Piles of rubbish and builders rubble are piled up

Unmowed grass verges

Cars parked on pavements

Curb ramps on one side not matched on the other side of the road

Pavements dug up with no passage way

No concrete walkways at all

Other drivers

Cut corners

Stop over the white lines on the road leaving no pedestrian crossing

Ride before lights turn green and after they turn orange and red

Don’t know how to navigate traffic circles
All in all, took me 15 minutes there, little nervous and shaken, and twenty minutes home.

Now I better recharge the battery! Range is 40km

This is life in the not so fast lane …

Ps. I miss my X-Trail

Hospice Appeal: Last Night of the Proms

Ladies and Gentlemen. Thank you and Good afternoon.

My name is Ed Lunnon and I am a patient cared for by the St Francis Hospice of Port Elizabeth.

Today, we witness the best of the human condition, through song and music and dance.

Let’s give Richard and all the artistes a very warm round of applause.

But, ladies and gentlemen, just as we witness the best of the human condition, we are all only too aware of the worst of the human condition – the elephant in this room:

death through cancer, TB, HIV/AIDS, and Motor Neurone and other degenerative brain diseases.

Just a few months ago, we witnessed the very public suffering, death and funeral of rugby Springbok Joost van der Westhuizen who had motor neurone disease.

Let’s see by show of hands … How many of you have been touched personally, or have had a family member or close friend touched by one of these illnesses in the twelve months that have elapsed since we attended the last Last night of the proms?

Yes, sometimes it takes the worst of the human condition to draw out the best of the human condition in us … That of generosity, compassion, love and charity towards our fellow human beings.

So, in these few minutes, I would appeal to you to help the Port Elizabeth St Francis Hospice to help us, who battle the ravages of these illnesses, which for you may be just a name, but for us, is our reality each and every day of our limited lives.

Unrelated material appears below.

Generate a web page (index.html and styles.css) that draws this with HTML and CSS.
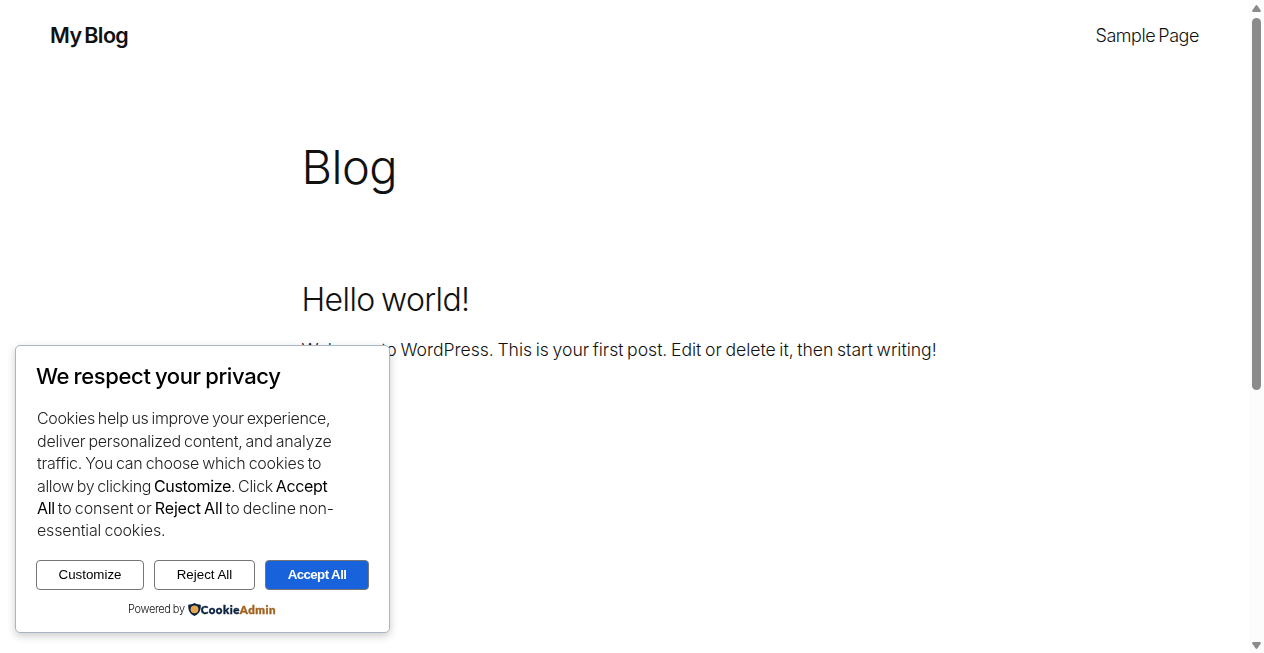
FILE: index.html
```html
<!DOCTYPE html>
<html lang="en">
<head>
  <meta charset="UTF-8">
  <meta name="viewport" content="width=device-width, initial-scale=1.0">
  <title>My Blog</title>
  <link rel="stylesheet" href="styles.css">
</head>
<body>
  <div class="page">
    <header class="site-header">
      <a class="site-title" href="#">My Blog</a>
      <nav>
        <a class="nav-link" href="#">Sample Page</a>
      </nav>
    </header>
    <main class="content">
      <h1>Blog</h1>
      <article>
        <h2>Hello world!</h2>
        <p class="post-text">Welcome to WordPress. This is your first post. Edit or delete it, then start writing!</p>
      </article>
    </main>
  </div>

  <div class="scrollbar">
    <svg width="9" height="7" viewBox="0 0 9 7"><path d="M4.500 0 Q5 0 5.500 0.700 L8.800 5.500 Q9 7 8 7 H1 Q0 7 0.200 5.500 L3.500 0.700 Q4 0 4.500 0 Z" fill="#8b8b8b"/></svg>
    <div class="scrollbar-thumb"></div>
    <svg class="scrollbar-down" width="9" height="7" viewBox="0 0 9 7"><path d="M4.500 7 Q4 7 3.500 6.300 L0.200 1.500 Q0 0 1 0 H8 Q9 0 8.800 1.500 L5.500 6.300 Q5 7 4.500 7 Z" fill="#8b8b8b"/></svg>
  </div>

  <!-- Cookie consent box -->
  <div class="consent">
    <h3>We respect your privacy</h3>
    <p class="consent-text">Cookies help us improve your experience, <span class="loose">deliver personalized content, and analyze traffic. You can choose which cookies to</span> allow by clicking <strong>Customize</strong>. Click <strong>Accept All</strong> <span class="looser">to consent or <strong>Reject All</strong> to decline non-essential cookies.</span></p>
    <div class="consent-buttons">
      <button class="btn btn-customize">Customize</button>
      <button class="btn btn-reject">Reject All</button>
      <button class="btn btn-accept">Accept All</button>
    </div>
    <div class="powered">
      <span class="powered-text">Powered by</span>
      <svg width="13" height="13" viewBox="0 0 13 13">
        <path d="M6.500 0 C8.500 1.300 10.500 1.700 12.700 1.700 C13.300 7.500 10.800 11.500 6.500 13 C2.200 11.500 -0.300 7.500 0.300 1.700 C2.500 1.700 4.500 1.300 6.500 0 Z" fill="#0b2340"/>
        <circle cx="6.500" cy="6.300" r="3.900" fill="#eaa94f"/>
        <circle cx="5.200" cy="5.200" r="0.500" fill="#c98238"/>
        <circle cx="7.800" cy="6.400" r="0.500" fill="#c98238"/>
        <circle cx="5.800" cy="8" r="0.400" fill="#c98238"/>
      </svg>
      <span class="brand">Cookie<span class="brand-admin">Admin</span></span>
    </div>
  </div>
</body>
</html>
```
FILE: styles.css
```css
body {
  margin: 0;
  height: 100vh;
  overflow: hidden;
  font-family: Inter, "Open Sans", sans-serif;
  font-weight: 300;
  color: #111;
  background: #fff;
}
h1, h2, h3, p {
  margin: 0;
}
a {
  color: inherit;
  text-decoration: none;
}
.page {
  margin-right: 15px;
}
.site-header {
  display: flex;
  justify-content: space-between;
  align-items: center;
  height: 70px;
  padding: 0 50px;
}
.site-title {
  font-size: 21.5px;
  font-weight: 600;
  letter-spacing: -0.6px;
  word-spacing: -2px;
}
.nav-link {
  font-size: 18px;
  letter-spacing: -0.45px;
  word-spacing: -1.5px;
}
.content {
  width: 646px;
  margin: 0 auto;
  padding-top: 64px;
}
h1 {
  font-size: 47px;
  font-weight: 300;
  line-height: 66px;
  letter-spacing: -0.5px;
}
h2 {
  margin-top: 78px;
  font-size: 32px;
  font-weight: 300;
  line-height: 44px;
  letter-spacing: -0.6px;
  word-spacing: -2px;
}
.post-text {
  margin-top: 14px;
  font-size: 17.6px;
  line-height: 28px;
  letter-spacing: -0.03px;
  word-spacing: -1.2px;
  white-space: nowrap;
}
.scrollbar {
  position: fixed;
  top: 0;
  right: 0;
  bottom: 0;
  display: flex;
  flex-direction: column;
  align-items: center;
  box-sizing: border-box;
  width: 15px;
  padding: 5px 0 4px;
  background: #fcfcfc;
}
.scrollbar-thumb {
  width: 9px;
  height: 372px;
  margin-top: 6px;
  border-radius: 5px;
  background: #8b8b8b;
}
.scrollbar-down {
  margin-top: auto;
}
.consent {
  position: fixed;
  left: 15px;
  bottom: 20px;
  box-sizing: border-box;
  width: 375px;
  height: 288px;
  padding: 15px 20px;
  border: 1px solid #a8b5c5;
  border-radius: 5px;
  background: #fff;
  box-shadow: 0 3px 9px rgba(0, 0, 0, 0.2);
}
h3 {
  font-size: 22px;
  font-weight: 500;
  line-height: 31px;
  letter-spacing: -0.38px;
  word-spacing: -1px;
  color: #000;
}
.consent-text {
  width: 310px;
  margin: 15.4px 0 18.6px 1px;
  font-size: 16px;
  line-height: 22.4px;
  letter-spacing: -0.36px;
  word-spacing: -1.1px;
  color: #222;
}
.consent-text strong {
  font-weight: 400;
  color: #000;
}
.loose {
  letter-spacing: -0.25px;
}
.looser {
  letter-spacing: -0.15px;
}
.consent-buttons {
  display: flex;
  gap: 10px;
}
.btn {
  height: 30px;
  padding: 0 0 1px;
  border: 1px solid #767676;
  border-radius: 4px;
  font: 13.33px "Liberation Sans", Arial, sans-serif;
  color: #000;
  background: #fff;
}
.btn-customize {
  width: 108px;
}
.btn-reject {
  width: 101px;
}
.btn-accept {
  width: 104px;
  font-weight: bold;
  letter-spacing: -0.6px;
  color: #fff;
  background: #1863dc;
}
.powered {
  display: flex;
  align-items: center;
  height: 16px;
  margin: 11px 0 0 92px;
  font-size: 11px;
  white-space: nowrap;
}
.powered-text {
  margin-right: 3px;
  letter-spacing: -0.35px;
  word-spacing: -0.5px;
}
.brand {
  font-family: Lato, sans-serif;
  font-size: 11.5px;
  font-weight: 900;
  letter-spacing: 0.5px;
  -webkit-text-stroke: 0.4px currentColor;
  color: #0b2340;
}
.brand-admin {
  color: #a3621f;
}
```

I challenge you and you and you to empty your purses and pockets as you leave this hall tonight and to fill the coffers of the Hospice placed at the various exits.

This past year it was your parent, your spouse, your sibling, your child or your friend.

This coming year, it may be your very self!

Remember, these diseases spare no-one .

May I thank you in advance for your kind generosity?

Baie dankie, muchas gracias, merci, enkosi kakhulu , thank you very much.